In fact, horses become very personable when you are not having a good time and will often force or demand cuddles on those that are upset and avoid angry or people in a mood at all costs, even walking in a wide arc away from them.
However, emotional intelligence in horses may beat out that of dogs, horses have even been shown to recognize the emotions of someone in a photograph and respond in kind. This skill is something that I’m not sure dogs – or even I – could do.
Horses are able to communicate with us quite well, in fact. After a few repetitions, horses were found to be able to make associations and communicate with their handlers in a way the handlers can understand.
In one case, the horses were taught that touching a coat with their muzzle meant they were cold and that they wanted to wear the coat.
This was done for 23 horses in a stable. For the next year, these horses were monitored and every time it got cold or wet, the horses came up and asked for a coat by touching their muzzle to the material. When it was hot or sunny, not one horse asked for a coat.
This communicative ability may not be on par with dogs, or it may well be but because of a horse’s temperamental nature, they choose to ignore commands.
We may never know, but what we do know is that their ability to understand their riders’ directions is a lot less to do with instinct and more so with intellect.
Exceptional Visual And Auditory Recognition Skills
We already spoke about how horses can recognize emotions in people, but their recognition ability goes far beyond that.
There is always the story of horses going up to the same person who always has a carrot, when in actuality horses would probably still go to that person even if they didn’t have a carrot.
This is because horses can recognize us. They know our faces and smells, which means that if you have a horse that likes you, and you are in the vicinity it will probably make its way towards you, just because it enjoys being around you.
The more time you spend with a horse, the more likely it’ll recognize you and this memory of who you are can last years.
However, that is not the most impressive skill that horses have for knowing their favorite people. They actually have a skill that some people struggle with. Horses can identify you, just from your voice.
That’s right, a horse that can’t understand human language or speech patterns knows exactly who you are just from how you sound.
Recent studies have shown that horses are able to match voices to the faces of people they know very quickly, normally only a few seconds.
This skill probably developed because they are herd animals, and it makes it easier to identify your herd over others, but it is still impressive.
In Comparison To Other Creature’s Intellect, Where Do Horses Sit?
As stated earlier, we use predators and close companion animals as indicators of animal intelligence most of the time, so this is a little tricky to answer. However, if we do some comparisons using human intellect, it may give a very rough picture of where horses sit.
A cat’s intelligence is roughly the same as that of a 2-year-old child and a dog’s is about that of a 3 to 5-year-old child.
A horse’s intelligence has been compared to a 3-year-old child, making it quite clever among the animals. As such, we can kind of place it squarely in between a cats and a dog’s intelligence with the potential for it to be higher.
I believe with more studies taking place in the future that maybe this could change, but for now it is in the middle.

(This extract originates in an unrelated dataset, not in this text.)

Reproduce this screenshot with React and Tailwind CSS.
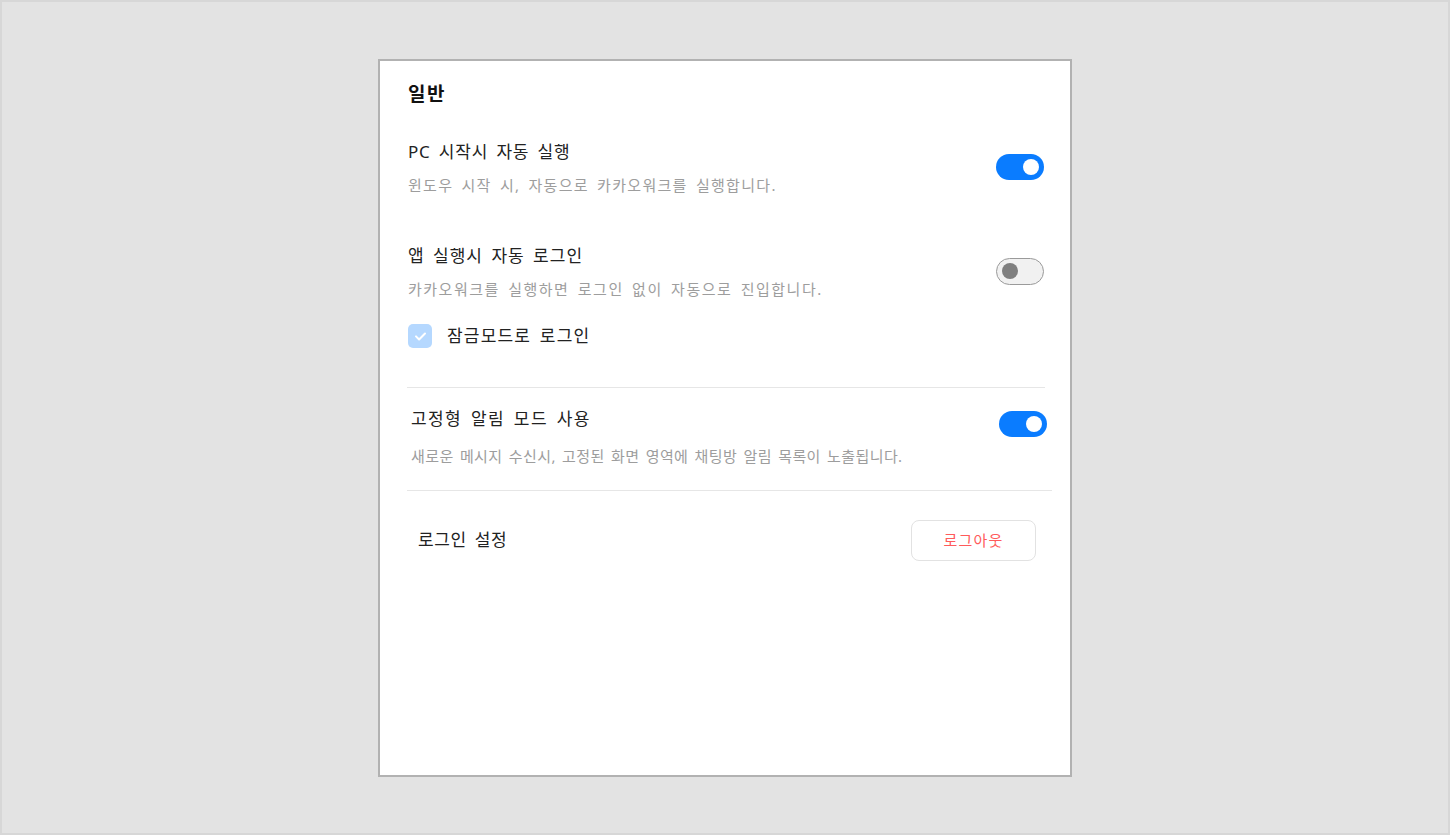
import React, { useState } from 'react'

const font = { fontFamily: '"Noto Sans", "Noto Sans CJK KR", sans-serif' }

function Toggle({ on, onChange }) {
    if (on) {
        return (
            <button
                onClick={onChange}
                className="flex h-[26px] w-[48px] shrink-0 items-center justify-end rounded-full bg-[#0a7cff] pr-[5px]"
            >
                <span className="block h-[16px] w-[16px] rounded-full bg-white" />
            </button>
        )
    }
    return (
        <button
            onClick={onChange}
            className="flex h-[27px] w-[48px] shrink-0 items-center justify-start rounded-full border-[1.5px] border-[#9a9a9a] bg-[#f1f1f1] pl-[4.5px]"
        >
            <span className="block h-[16px] w-[16px] rounded-full bg-[#7f7f7f]" />
        </button>
    )
}

export default function App() {
    const [autoStart, setAutoStart] = useState(true)
    const [autoLogin, setAutoLogin] = useState(false)
    const [lockMode, setLockMode] = useState(true)
    const [fixedAlert, setFixedAlert] = useState(true)

    return (
        <div style={font} className="flex h-[835px] w-full items-center justify-center border-2 border-[#d7d7d7] bg-[#e3e3e3]">
            <div className="flex h-[718px] w-[694px] flex-col border-2 border-[#b2b2b2] bg-white pl-[28px] pr-[26px] pt-[20px]">
                <h1 className="text-[19px] font-bold leading-[26px] tracking-[1.5px] text-[#111]">일반</h1>

                {/* PC 시작시 자동 실행 */}
                <div className="mt-[33px] flex items-center justify-between">
                    <div>
                        <p className="text-[17px] leading-[24px] tracking-[0.8px] text-[#222] [word-spacing:3px]">PC 시작시 자동 실행</p>
                        <p className="mt-[11px] text-[15px] leading-[20px] tracking-[1.3px] text-[#9d9d9d] [word-spacing:3px]">윈도우 시작 시, 자동으로 카카오워크를 실행합니다.</p>
                    </div>
                    <Toggle on={autoStart} onChange={() => setAutoStart(!autoStart)} />
                </div>

                {/* 앱 실행시 자동 로그인 */}
                <div className="mt-[49px] flex items-center justify-between">
                    <div>
                        <p className="text-[17px] leading-[24px] tracking-[1px] text-[#222] [word-spacing:3px]">앱 실행시 자동 로그인</p>
                        <p className="mt-[11px] text-[15px] leading-[20px] tracking-[1.5px] text-[#9d9d9d] [word-spacing:3px]">카카오워크를 실행하면 로그인 없이 자동으로 진입합니다.</p>
                    </div>
                    <Toggle on={autoLogin} onChange={() => setAutoLogin(!autoLogin)} />
                </div>

                <label className="mt-[25px] flex items-center gap-[15px]">
                    <button
                        onClick={() => setLockMode(!lockMode)}
                        className="flex h-[24px] w-[24px] items-center justify-center rounded-[5px] bg-[#b5d8ff]"
                    >
                        {lockMode && (
                            <svg width="24" height="24" viewBox="0 0 24 24" fill="none">
                                <path d="M8 12.4l3.1 3.1 5.9-6" stroke="white" strokeWidth="2" strokeLinecap="round" strokeLinejoin="round" />
                            </svg>
                        )}
                    </button>
                    <span className="text-[17px] leading-[24px] tracking-[1.2px] text-[#222] [word-spacing:3px]">잠금모드로 로그인</span>
                </label>

                <div className="mt-[39px] mr-[-1px] ml-[-1px] h-px bg-[#e6e6e6]" />

                {/* 고정형 알림 모드 사용 */}
                <div className="mt-[19px] mr-[-3px] flex items-start justify-between pl-[3px]">
                    <div>
                        <p className="text-[17px] leading-[24px] tracking-[1.4px] text-[#222] [word-spacing:3px]">고정형 알림 모드 사용</p>
                        <p className="mt-[15px] text-[15px] leading-[20px] tracking-[0.4px] text-[#9d9d9d] [word-spacing:2px]">새로운 메시지 수신시, 고정된 화면 영역에 채팅방 알림 목록이 노출됩니다.</p>
                    </div>
                    <div className="mt-[4px]">
                        <Toggle on={fixedAlert} onChange={() => setFixedAlert(!fixedAlert)} />
                    </div>
                </div>

                <div className="mt-[24px] mr-[-8px] ml-[-1px] h-px bg-[#e6e6e6]" />

                {/* 로그인 설정 */}
                <div className="mt-[29px] flex items-center justify-between pl-[10px] pr-[8px]">
                    <span className="text-[17px] leading-[24px] tracking-[0.6px] text-[#222] [word-spacing:3px]">로그인 설정</span>
                    <button className="h-[41px] w-[125px] rounded-[8px] border border-[#e2e2e2] bg-white text-[15px] tracking-[1.2px] text-[#ff5b5b]">
                        로그아웃
                    </button>
                </div>
            </div>
        </div>
    )
}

Horses are among the most intelligent animals, to say otherwise would be to give false information. We may not think or understand their intelligence as well as other animals, and they may not care to show us their intellect, but that does not make them stupid.
In the future, we will hopefully examine horse intelligence more closely and come to a more concrete conclusion, but for now we can simply marvel at these wonderful, smart, and beautiful creatures who have remained our companions for thousands of years.